Not that long ago, most genealogy work involved a boots-on-the-ground approach. Either the researcher visited repositories and cemeteries in person, or he located someone to do the searching on his behalf. When information began to become available electronically, we often speculated on how long it would take for resources to be digitized. We did not think that day, they day we could sit home in our pajamas doing our research, would come during our lifetimes.

Yet more and more often, we can do so much in just that way. We can use free databases like those at Family Search, the Library of Congress, the Government Land Office, or the Norwegian digital archives all from home at no charge. We can also subscribe to many others. These tools provide information for our ancestors ranging from vital records and newspaper accounts to land transactions.

If a genealogist does not have the means to subscribe to everything he needs to do a complete research project, help exists. Local libraries often subscribe to databases such as Ancestry.com for their patrons. Family History centers offer a lot of electronic genealogy resources, too.

This week our local Highlands Ranch Genealogical Society met once again at our Family History Center for a workshop. Last month we had gathered there to learn about their newspaper databases. This time, we looked at the Fold 3 database for military records. We will go there again next month to look at some international options.

The center encouraged all of us to come back and use their computers to do our research in all databases they have available. No need to spend the money for subscriptions to these sources unless you want to.
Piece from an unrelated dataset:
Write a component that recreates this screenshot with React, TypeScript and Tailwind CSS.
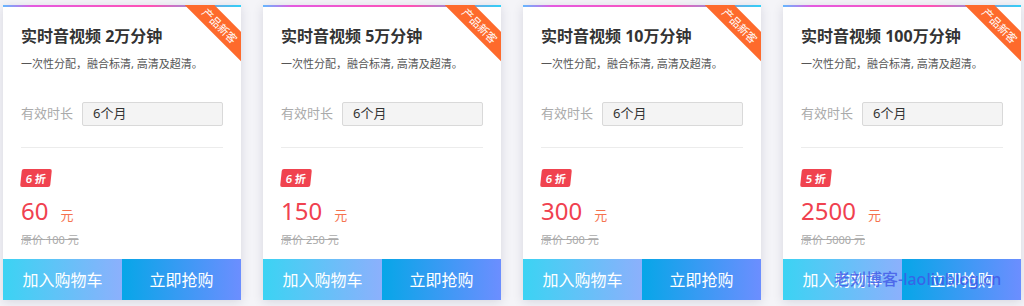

Of course, having the option to do unlimited research from home late at night remains the ideal. Paying for subscriptions offers us the option to do just that for so much of the information we need. I personally pay for a couple of databases that I use regularly. For the rest, I am glad to have the option to visit the Family History Center.

Even at that, not everything can be found online yet. Just last summer, I felt the urge to take one of those old-fashioned genealogy road trips. There, in a hot courthouse attic in McCook, I found Nebraska school records for my grandmother’s brother. These have not been digitized, and there are no plans to do so. Many other interesting records around the country are tucked away in a similar fashion.

Perhaps we were right when I was a young genealogist. Not everything will be digitized in my lifetime.